This is an archived article and the information in the article may be outdated. Please look at the time stamp on the story to see when it was last updated.

JACKSON HEIGHTS, Queens — When Enrique Peña came to the United States five years ago from his native Peru, his goal was set early on.

“Go to a good school and get an education that’s what my parents always wanted for me,” he told PIX11 News. “That’s why I came.”

Peña — who is a Dreamer under the DACA program — would eventually land at The City University of New York where he’s now a triple major in political science, urban studies and Latin American studies.

But the 23-year-old like many CUNY students, is now finding it hard to stay afloat with rising tuition costs.

Peña is part of a student body where more than 60% of those enrolled make less than $30,000 a year and more than half must maintain a full time or part time job to make ends meet.
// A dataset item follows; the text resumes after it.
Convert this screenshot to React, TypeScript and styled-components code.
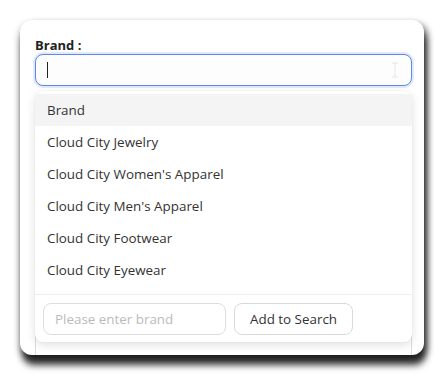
import React from "react";
import styled, { createGlobalStyle } from "styled-components";

const Global = createGlobalStyle`
  html, body { margin: 0; padding: 0; background: #ffffff; }
  body { font-family: "Open Sans", "Noto Sans", sans-serif; color: #333; }
  * { box-sizing: border-box; }
`;

const Page = styled.div`
  width: 444px;
  height: 375px;
  padding: 20px 20px 0 20px;
`;

const Card = styled.div`
  position: relative;
  width: 404px;
  height: 335px;
  background: #fff;
  border-radius: 12px;
  padding: 16px 12px 0 15px;
  box-shadow: 2px 10px 7px rgba(0, 0, 0, 0.8), 4px 3px 6px rgba(0, 0, 0, 0.4), -2px 3px 6px rgba(0,0,0,0.15);
  overflow: hidden;
`;

const Label = styled.div`
  font-size: 13px;
  font-weight: 700;
  color: #222;
  line-height: 18px;
  height: 18px;
`;

const InputBox = styled.div`
  height: 32px;
  border: 1.5px solid #5b87e8;
  border-radius: 8px;
  box-shadow: 0 0 0 2px rgba(91, 135, 232, 0.18);
  display: flex;
  align-items: center;
  justify-content: space-between;
  padding: 0 12px 0 11px;
  background: #fdfdfd;
`;

const Caret = styled.span`
  width: 1px;
  height: 16px;
  background: #222;
`;

const ListBox = styled.div`
  margin-top: 6px;
  height: 400px;
  border: 1px solid #ddd;
  border-radius: 8px;
`;

const Dropdown = styled.div`
  position: absolute;
  left: 15px;
  top: 71px;
  width: 377px;
  background: #fff;
  border-radius: 8px;
  box-shadow: 0 3px 10px rgba(0, 0, 0, 0.12), 0 0 2px rgba(0,0,0,0.06);
  padding-top: 3px;
  overflow: hidden;
`;

const Item = styled.div<{ $active?: boolean }>`
  height: 32px;
  line-height: 32px;
  padding: 0 12px;
  font-size: 13.4px;
  color: #333;
  background: ${(p) => (p.$active ? "#f4f4f4" : "transparent")};
`;

const Footer = styled.div`
  margin-top: 8px;
  border-top: 1px solid #eee;
  padding: 8px 8px 7px 8px;
  display: flex;
  gap: 8px;
`;

const SmallInput = styled.div`
  width: 183px;
  height: 32px;
  border: 1px solid #ddd;
  border-radius: 8px;
  font-size: 13.4px;
  color: #bbb;
  display: flex;
  align-items: center;
  padding: 0 11px;
`;

const Button = styled.div`
  width: 119px;
  height: 32px;
  border: 1px solid #d9d9d9;
  border-radius: 8px;
  font-size: 13.4px;
  color: #333;
  display: flex;
  align-items: center;
  justify-content: center;
`;

const brands = [
  "Brand",
  "Cloud City Jewelry",
  "Cloud City Women's Apparel",
  "Cloud City Men's Apparel",
  "Cloud City Footwear",
  "Cloud City Eyewear",
];

export default function App() {
  return (
    <>
      <Global />
      <Page>
        <Card>
          <Label>Brand :</Label>
          <InputBox>
            <Caret />
            <svg width="8" height="16" viewBox="0 0 8 16">
              <path d="M1 1h6M4 1v14M1 15h6" stroke="#e6e6e6" strokeWidth="1" fill="none" />
            </svg>
          </InputBox>
          <ListBox />
          <Dropdown>
            {brands.map((b, i) => (
              <Item key={b} $active={i === 0}>
                {b}
              </Item>
            ))}
            <Footer>
              <SmallInput>Please enter brand</SmallInput>
              <Button>Add to Search</Button>
            </Footer>
          </Dropdown>
        </Card>
      </Page>
    </>
  );
}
“I had one close friend who had to stop going to college because of tuition hikes and that personally hurts,” Peña said.

In an effort to alleviate the struggle, Shekar Krishnan — a candidate for New York City Council — is proposing a five point plan which includes making sure private universities pay their fair share in taxes and the state reinvests in its community colleges.

Those funds, Shekar says, would allow CUNY to return to a free tuition model which was the case from its inception in 1847 until 1976.

“It’s the students and families who have done so much for our city – this is really a way for CUNY and for the city to make sure that we are supporting them in the way that they drive this city forward,” Krishnan told PIX11 News.

The movement to lower tuition at CUNY has gained momentum since the start of the pandemic including legislation introduced in the state senate in February aimed at reviving CUNY.

With several students dropping out last year due to losing their main source of income, and a growing appetite for progressive leaders to return results — students like Peña are optimistic

“You would believe progressive leaders in the supposedly progressive New York State would support this, right?,” he said.